On a 12-month basis, foreigners’ purchases of US equities dropped slightly in July, with June the highest since April 2010. If this represents a turn in their sentiment, this will have come at a time when buybacks are no longer a tailwind and the S&P 500 just got rejected at a crucial technical level.
On a 12-month basis, foreigners’ net purchases of US equities turned positive last December. That was just before severe selling in February and March. Throughout that selloff, foreigners kept adding, and have now been rewarded.
The S&P 500 large cap index eclipsed its February high of 3393.52 in the middle of August, before rallying all the way to 3588.11 on the 2nd this month. From March’s low to the high early this month, it jumped nearly 64 percent.
In the 12 months to June, foreigners purchased $165.2 billion in US equities, which was the most amount since April 2010. In July, the pace of buying decelerated to $157 billion. The question is, does this represent the beginning of a reversal?
Historically, the S&P 500 and foreigners’ purchases – or a lack thereof – have tended to go hand in hand (Chart 1).
If foreigners are indeed pulling back their horns, this would have come at a time when US corporate buybacks are turning into a headwind as well.
S&P 500 companies spent $88.7 billion in buybacks in 2Q20 – an eight-year low (Chart 2). This is down 55.4 percent from the previous quarter and 46.4 percent from four quarters ago. In 4Q18, these companies bought back a record $223 billion worth.
On a four-quarter basis, $644.9 billion was spent in 2Q20, which pales in comparison to the record $823.2 billion spent in 1Q19 but remains massive; spending was healthy in the prior three quarters.
In 2Q20, buybacks made up 40.1 percent of $221.1 billion in operating earnings. Throw in another $119 billion in dividends, not much is left. These companies are swallowing more than they can chew. Given a choice, corporate boards would not want to touch dividends unless they must. Buybacks are vulnerable, and it is beginning to show in the data.
Stocks are also not getting a lot of help from money market funds.
In the week ended February 19, just before major US equity indices collapsed, money market funds held $3.63 trillion. In the next five weeks, this rose to $4.22 trillion. Indices bottomed on March 23, but these funds kept growing, reaching $4.79 trillion in the week to May 20. The parabolic rise followed by the recent contraction is seen in Chart 3, which uses a four-week moving average.
Since the May high, $373 billion has come out of these funds, but stocks are not getting their fair share. Lipper data show that between the week to May 20 and Wednesday this week, $74.6 billion left US-based stock funds.
All this is taking place even as the S&P 500 has reached a crucial juncture.
When the index bottomed on March 23, the low came right on the lower line of an ascending broadening wedge, which also approximated five-year horizontal support (Chart 4).

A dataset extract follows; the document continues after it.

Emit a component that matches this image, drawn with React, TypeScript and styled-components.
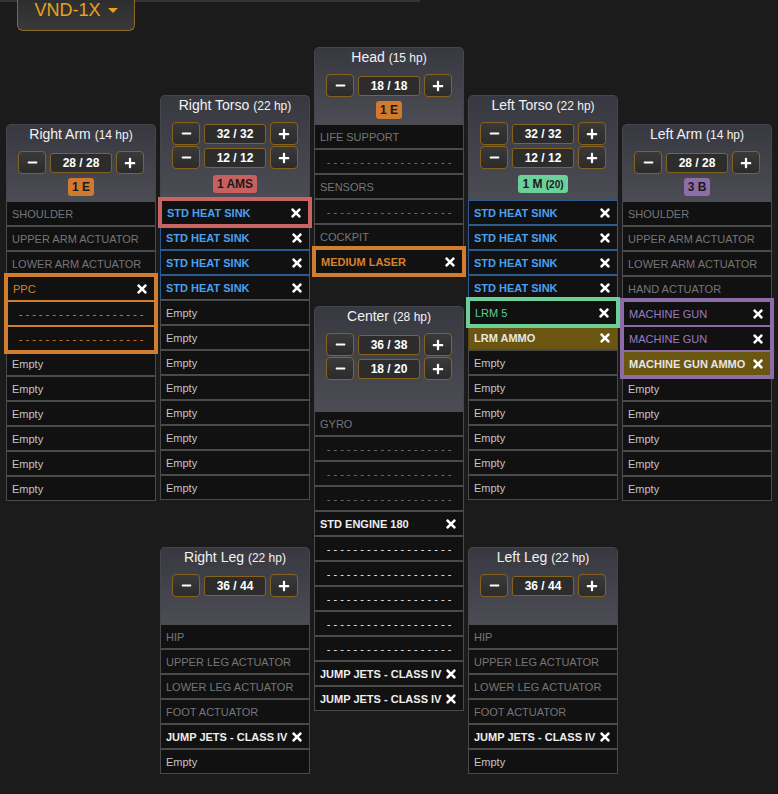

Early this month, the index got rejected at the upper line of the wedge. This is coming at a time when the index (3357.01) remains overbought on both the weekly and monthly.
Currently, bulls and bears are locked in a tug of war around the 50-day moving average. Once this decisively gives way, momentum likely shift bears’ way – timing and duration notwithstanding. This can influence how foreigners behave.